Free Durable Power of Attorney

by Jerrold Bartholomew

The durable power of attorney is an extremely valuable estate plan document. It allows one person to designate an agent to conduct all financial affairs. These documents are typically durable meaning that the power continues through the disability of the principal (the person naming an agent). Alternatively, there can be springing powers of attorney, which only come into effect when the principal is incapacitated. Springing powers of attorney can be attractive in many ways since the principal’s assets remain untouchable while they can still be used and enjoyed by the principal. But many financial institutions will not honor a springing power of attorney. The apparent rationale goes like this: “You didn’t trust him while you were able to watch over your own affairs. Why should we trust him now?”

The durable power of attorney is clearly susceptible to abuse. When another can act with full authority on your behalf, it is entirely possible that the power will be used to make self-interested transactions or even unauthorized gifts to the agent.

But if a trustworthy agent can be found, the power of attorney can save countless hours of worry, avoid dissipation of an estate (what would happen if no one paid your heating bill over the winter?) and, most importantly, avoid the need for probate court orders to handle your affairs. The durable power of attorney is worth the modest fee charged by most attorneys but, for what it is worth, here is a blank durable power of attorney form for free.

You should understand that a free form is not a substitute for an attorneys advice. Moreover, a typical form will not allow some of the more nuanced maneuvers that are necessary for accelerated Medicaid qualification. Also, you should understand that estate recovery avoidance techniques will typically require some form of planning for after one’s death.

Nonetheless, this form will work to appoint someone to pay your electric bill when you are not able to and that is certainly worth something. You should read the warnings very carefully on the linked page and understand that reading a blog and printing out a form is no sense a substitute for consulting with an attorney. Moreover, please understand that I have posted this link to be helpful. You and I are not entering into an attorney-client relationship at this time. See the disclaimer below.

{ 4 comments… read them below or add one }

Jerrold Bartholomew March 6, 2008 at 10:21 pm

This comment seems to have been inadvertently misplaced. It is more appropriate here (and worth reading) (JEB)

Carolyn L. Rosenblatt, RN, Attorney

I am a nurse-attorney, working with a psychologist, helping with family conflicts concerning elders. Having a durable power of attorney for finances is necessary, and it is excellent planning to get one now. One thing the form you provide omits, however, is any mention of who will decide where an incapacitated elder will live and who will take care of him or her. Although the “living will” gives an agent the power to make healthcare decisions, the subject of where an elder should live when he or she cannot make decisions is the subject of many a family fight. It is good to spell out such preferences in advance, of course, but in case of incapacity, it is even better to designate one person who will make this decision for the elder. Stay at home with live-in help? Who will supervise and manage that? Go to assisted living?
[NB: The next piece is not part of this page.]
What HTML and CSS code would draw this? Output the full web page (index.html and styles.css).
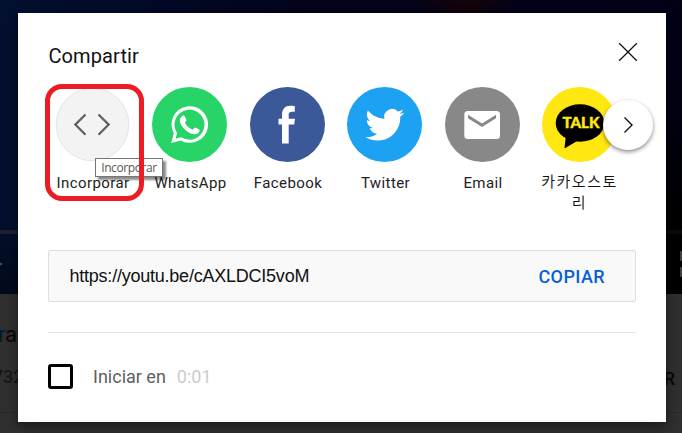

Skilled nursing? Money, personal preferences and availability of facilities in the elder’s area must all be considered. Given that people are living longer than ever, and that most of us will need help before the end of our lives, think of how one can prepare for these questions, and how the standard durable power of attorney falls short of doing so. Carolyn L. Rosenblatt, R.N., Attorney at Law,

[Originally posted] Mar 6, 5:00 PM — Negative Inheritance?


Jerrold Bartholomew March 6, 2008 at 11:35 pm

Ms. Rosenblatt,

Thank you for your thoughtful remarks. I could not agree more on the value and necessity of a power of attorney. Moreover, a simple form can only begin to demonstrate the flexibility and utility of such documents. Specialized drafting can prevent countless arguments before they start and avoid the necessity of getting a probate judge involved. I think it is in an excellent idea to incorporate one’s wishes regarding health care and living arrangements into the durable power of attorney and I encourage my clients to do just that.
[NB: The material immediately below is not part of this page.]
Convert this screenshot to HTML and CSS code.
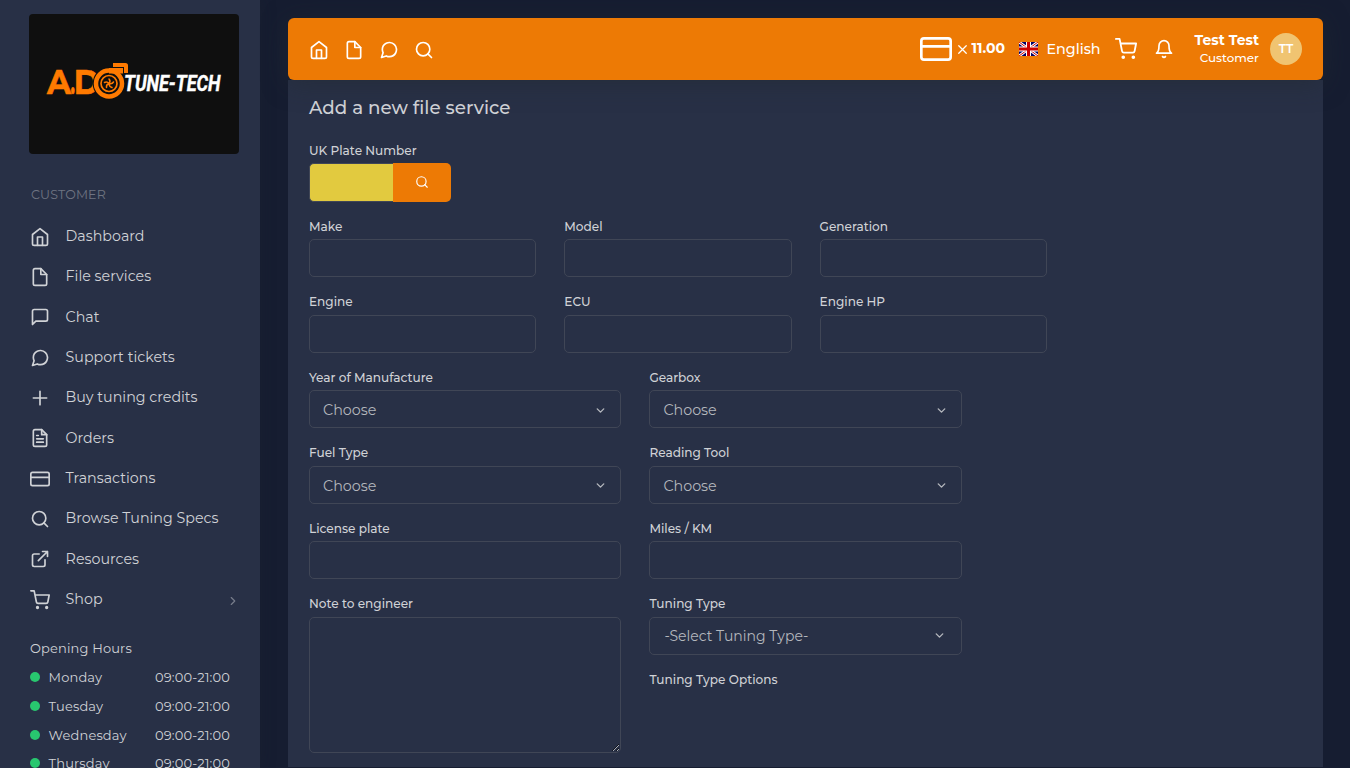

Florida Estate Planning Lawyer, David Goldman March 9, 2008 at 4:51 pm

I was curious by the posting of the “nurse-attorney”, in Florida a DPA does not allow someone to assume the roles suggested to that typically are only available with a Guardianship. In Michigan can you give an agent the right to make decisions on who you can see, where you will live, and other non financial or medical decisions?
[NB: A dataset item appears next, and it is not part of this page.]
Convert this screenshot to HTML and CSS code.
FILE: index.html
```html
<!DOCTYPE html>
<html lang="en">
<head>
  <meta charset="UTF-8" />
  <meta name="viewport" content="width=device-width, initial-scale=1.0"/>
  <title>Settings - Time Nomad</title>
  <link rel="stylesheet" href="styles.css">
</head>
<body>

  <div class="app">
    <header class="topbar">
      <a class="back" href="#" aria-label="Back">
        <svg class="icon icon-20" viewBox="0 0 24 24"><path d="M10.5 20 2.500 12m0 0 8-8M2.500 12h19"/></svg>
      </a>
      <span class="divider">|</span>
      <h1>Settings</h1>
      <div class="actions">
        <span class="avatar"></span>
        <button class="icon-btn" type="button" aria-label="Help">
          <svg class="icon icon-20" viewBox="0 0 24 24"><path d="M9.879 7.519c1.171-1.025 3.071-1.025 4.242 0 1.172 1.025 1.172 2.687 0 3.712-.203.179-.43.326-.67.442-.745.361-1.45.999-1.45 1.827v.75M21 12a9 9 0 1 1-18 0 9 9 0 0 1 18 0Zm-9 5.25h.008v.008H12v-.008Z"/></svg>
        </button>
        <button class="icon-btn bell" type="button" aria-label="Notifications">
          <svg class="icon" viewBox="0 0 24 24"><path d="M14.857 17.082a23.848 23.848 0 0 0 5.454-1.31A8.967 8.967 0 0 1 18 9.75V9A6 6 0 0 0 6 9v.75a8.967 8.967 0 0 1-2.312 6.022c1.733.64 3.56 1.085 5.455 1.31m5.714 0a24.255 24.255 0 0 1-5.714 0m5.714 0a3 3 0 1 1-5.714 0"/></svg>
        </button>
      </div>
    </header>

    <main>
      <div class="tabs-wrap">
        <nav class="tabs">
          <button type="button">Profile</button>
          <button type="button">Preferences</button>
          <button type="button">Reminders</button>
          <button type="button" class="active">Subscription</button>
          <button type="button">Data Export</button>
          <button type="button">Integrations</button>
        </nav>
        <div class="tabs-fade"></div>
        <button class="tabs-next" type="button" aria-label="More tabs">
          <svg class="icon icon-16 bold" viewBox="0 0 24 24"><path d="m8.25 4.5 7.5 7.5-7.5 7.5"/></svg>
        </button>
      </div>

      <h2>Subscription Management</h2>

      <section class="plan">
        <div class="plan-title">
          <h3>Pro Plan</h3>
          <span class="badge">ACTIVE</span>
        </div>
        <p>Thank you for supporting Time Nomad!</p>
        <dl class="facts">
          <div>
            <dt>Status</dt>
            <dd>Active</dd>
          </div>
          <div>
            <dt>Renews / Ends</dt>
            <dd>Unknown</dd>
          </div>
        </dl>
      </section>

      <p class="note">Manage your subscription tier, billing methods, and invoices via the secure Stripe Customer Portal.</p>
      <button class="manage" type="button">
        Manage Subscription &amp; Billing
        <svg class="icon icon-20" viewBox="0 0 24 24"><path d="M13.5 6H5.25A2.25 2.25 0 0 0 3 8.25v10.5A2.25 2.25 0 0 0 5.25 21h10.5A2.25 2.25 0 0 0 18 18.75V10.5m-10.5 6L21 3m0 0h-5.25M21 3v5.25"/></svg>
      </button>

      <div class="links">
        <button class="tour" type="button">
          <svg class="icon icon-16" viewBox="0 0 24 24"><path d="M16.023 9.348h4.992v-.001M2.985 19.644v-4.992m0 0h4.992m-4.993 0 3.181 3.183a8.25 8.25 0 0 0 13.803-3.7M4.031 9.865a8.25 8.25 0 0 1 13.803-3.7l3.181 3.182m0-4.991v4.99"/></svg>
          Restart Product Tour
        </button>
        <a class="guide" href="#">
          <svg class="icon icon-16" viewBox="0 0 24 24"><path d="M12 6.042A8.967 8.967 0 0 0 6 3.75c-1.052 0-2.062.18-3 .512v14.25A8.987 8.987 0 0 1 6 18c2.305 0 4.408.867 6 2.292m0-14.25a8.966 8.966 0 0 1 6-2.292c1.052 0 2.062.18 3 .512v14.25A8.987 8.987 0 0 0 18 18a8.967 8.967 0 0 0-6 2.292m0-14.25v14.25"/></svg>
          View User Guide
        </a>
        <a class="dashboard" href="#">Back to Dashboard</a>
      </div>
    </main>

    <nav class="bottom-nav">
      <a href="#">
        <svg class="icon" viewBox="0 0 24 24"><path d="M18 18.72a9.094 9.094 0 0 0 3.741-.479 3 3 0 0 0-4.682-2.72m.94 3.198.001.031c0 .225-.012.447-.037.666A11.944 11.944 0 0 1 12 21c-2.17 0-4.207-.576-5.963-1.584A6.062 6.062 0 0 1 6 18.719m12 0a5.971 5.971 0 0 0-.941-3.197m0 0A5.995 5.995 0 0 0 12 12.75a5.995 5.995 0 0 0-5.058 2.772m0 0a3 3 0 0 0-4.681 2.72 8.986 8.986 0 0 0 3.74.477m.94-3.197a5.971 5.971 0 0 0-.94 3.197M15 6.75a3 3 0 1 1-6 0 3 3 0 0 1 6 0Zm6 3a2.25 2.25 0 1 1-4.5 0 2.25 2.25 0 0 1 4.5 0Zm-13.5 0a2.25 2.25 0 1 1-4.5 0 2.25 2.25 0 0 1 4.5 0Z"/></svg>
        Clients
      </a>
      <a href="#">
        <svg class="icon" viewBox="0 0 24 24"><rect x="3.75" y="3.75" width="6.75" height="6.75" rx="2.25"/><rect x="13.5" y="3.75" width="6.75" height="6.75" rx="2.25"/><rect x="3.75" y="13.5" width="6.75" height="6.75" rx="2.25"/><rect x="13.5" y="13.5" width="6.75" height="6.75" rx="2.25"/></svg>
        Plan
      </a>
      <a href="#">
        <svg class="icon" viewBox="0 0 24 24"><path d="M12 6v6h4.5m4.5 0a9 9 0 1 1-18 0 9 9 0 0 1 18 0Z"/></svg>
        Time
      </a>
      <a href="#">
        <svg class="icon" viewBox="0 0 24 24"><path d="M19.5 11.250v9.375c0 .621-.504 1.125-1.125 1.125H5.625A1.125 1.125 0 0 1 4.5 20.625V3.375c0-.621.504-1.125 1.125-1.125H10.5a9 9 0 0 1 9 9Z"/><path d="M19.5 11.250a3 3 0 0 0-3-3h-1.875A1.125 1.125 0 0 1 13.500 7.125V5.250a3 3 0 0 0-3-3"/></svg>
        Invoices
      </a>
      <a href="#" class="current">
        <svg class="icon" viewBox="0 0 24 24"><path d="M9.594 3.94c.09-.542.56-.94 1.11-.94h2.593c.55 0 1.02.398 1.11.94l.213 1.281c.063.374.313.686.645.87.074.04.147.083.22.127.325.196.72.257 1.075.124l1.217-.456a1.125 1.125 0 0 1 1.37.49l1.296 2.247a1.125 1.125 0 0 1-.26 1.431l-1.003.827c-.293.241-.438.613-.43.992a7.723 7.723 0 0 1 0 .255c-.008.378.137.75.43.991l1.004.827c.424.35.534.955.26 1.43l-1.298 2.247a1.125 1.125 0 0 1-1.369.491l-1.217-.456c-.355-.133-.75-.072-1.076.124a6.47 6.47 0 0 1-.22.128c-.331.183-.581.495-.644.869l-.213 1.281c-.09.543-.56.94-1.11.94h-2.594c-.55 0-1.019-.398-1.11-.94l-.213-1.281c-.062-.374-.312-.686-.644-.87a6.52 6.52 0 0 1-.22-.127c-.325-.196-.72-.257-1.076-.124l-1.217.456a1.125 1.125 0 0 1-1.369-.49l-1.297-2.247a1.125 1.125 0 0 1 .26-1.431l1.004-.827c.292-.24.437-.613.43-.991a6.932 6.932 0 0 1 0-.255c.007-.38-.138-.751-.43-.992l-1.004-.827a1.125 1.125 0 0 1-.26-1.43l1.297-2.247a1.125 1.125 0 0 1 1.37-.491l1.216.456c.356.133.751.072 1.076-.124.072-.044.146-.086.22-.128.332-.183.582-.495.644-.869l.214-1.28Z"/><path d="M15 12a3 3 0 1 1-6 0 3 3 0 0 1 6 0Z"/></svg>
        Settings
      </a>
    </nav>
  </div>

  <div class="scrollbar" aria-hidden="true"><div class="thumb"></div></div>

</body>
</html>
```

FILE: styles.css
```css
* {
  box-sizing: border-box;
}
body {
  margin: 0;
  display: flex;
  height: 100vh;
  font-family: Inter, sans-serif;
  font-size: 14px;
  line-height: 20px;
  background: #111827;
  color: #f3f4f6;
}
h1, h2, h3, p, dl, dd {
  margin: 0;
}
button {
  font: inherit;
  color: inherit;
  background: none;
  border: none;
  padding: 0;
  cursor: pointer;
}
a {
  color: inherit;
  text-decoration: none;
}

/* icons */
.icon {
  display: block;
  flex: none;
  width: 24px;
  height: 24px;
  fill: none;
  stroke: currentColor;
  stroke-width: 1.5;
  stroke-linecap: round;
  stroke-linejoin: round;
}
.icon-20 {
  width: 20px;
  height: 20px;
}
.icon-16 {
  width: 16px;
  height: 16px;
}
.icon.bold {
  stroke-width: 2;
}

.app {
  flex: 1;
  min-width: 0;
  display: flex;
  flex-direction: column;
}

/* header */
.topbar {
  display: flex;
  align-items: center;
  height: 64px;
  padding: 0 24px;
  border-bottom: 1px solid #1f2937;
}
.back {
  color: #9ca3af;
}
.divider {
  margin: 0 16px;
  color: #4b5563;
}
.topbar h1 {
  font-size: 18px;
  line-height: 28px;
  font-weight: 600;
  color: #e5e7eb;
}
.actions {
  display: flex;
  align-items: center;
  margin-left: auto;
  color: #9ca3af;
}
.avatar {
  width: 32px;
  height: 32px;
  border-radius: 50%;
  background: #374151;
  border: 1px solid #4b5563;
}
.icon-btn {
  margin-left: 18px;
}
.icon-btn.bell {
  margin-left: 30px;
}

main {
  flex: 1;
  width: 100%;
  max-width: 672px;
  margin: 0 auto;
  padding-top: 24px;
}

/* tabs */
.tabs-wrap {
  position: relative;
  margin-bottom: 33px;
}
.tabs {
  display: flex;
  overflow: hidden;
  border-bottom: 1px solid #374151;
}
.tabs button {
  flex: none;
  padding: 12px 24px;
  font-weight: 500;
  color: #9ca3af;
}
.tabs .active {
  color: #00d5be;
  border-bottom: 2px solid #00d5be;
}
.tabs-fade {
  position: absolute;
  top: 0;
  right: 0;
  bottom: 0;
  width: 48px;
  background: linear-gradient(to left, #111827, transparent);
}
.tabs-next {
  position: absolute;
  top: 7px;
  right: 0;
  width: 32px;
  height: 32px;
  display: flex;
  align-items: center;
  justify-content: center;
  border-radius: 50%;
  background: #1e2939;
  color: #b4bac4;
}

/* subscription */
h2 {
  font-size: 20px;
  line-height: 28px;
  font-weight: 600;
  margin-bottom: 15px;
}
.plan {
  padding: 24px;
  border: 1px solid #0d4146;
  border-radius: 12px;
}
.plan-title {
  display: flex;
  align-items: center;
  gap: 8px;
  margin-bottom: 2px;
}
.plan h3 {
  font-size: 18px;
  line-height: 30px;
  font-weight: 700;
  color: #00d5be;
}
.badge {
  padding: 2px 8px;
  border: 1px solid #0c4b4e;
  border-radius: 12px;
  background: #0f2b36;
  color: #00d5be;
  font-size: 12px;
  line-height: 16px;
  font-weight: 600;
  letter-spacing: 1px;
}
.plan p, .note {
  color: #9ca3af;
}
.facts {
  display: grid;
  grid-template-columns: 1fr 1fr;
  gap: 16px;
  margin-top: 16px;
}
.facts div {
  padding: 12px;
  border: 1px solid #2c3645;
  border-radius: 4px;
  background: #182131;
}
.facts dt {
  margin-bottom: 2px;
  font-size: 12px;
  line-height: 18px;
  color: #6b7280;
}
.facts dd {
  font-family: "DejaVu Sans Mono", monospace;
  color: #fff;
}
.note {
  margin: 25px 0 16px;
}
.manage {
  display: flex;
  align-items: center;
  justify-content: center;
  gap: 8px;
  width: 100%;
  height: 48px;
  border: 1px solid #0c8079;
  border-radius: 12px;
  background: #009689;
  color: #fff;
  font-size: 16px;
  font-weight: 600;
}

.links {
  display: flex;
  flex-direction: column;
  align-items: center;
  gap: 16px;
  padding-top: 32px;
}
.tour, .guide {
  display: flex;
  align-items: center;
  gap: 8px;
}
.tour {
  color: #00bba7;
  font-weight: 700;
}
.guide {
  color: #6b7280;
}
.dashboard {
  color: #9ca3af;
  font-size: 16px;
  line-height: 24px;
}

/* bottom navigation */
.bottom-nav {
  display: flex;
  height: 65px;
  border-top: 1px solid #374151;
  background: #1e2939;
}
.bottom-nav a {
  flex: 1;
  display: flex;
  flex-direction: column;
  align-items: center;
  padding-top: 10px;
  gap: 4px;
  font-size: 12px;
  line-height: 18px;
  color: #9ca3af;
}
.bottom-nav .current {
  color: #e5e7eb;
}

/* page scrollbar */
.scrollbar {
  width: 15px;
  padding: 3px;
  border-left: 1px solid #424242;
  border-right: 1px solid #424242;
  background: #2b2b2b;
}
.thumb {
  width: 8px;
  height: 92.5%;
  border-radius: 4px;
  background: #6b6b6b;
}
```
I often find that agents try to do these under a Power of Attorney but they do not have the right to do so.

David Goldman
Florida Estate Planning Lawyer


Jerrold Bartholomew March 10, 2008 at 8:07 pm

Thank you for your comments, Mr. Goldman. In Michigan the patient advocate and durable power of attorney are, for the most part, interchangeable with the powers of a guardianship and conservatorship, respectively. Ultimately, each document is only effective to the extent that an institution recognizes it. Furthermore, each document is subject to revocation, the procedure for which is not nearly so formal as it is in Florida. So a dissenting principal would overrule a durable power of attorney or a patient advocate, whereas a conservatorship or guardianship is very difficult to undo. But a patient advocate could specify whom the principal wanted to see or where he or she would prefer to live or be treated. Perhaps Michigan will develop greater formalities as the population here ages and the need for clearer procedures reaches the attention of legislators.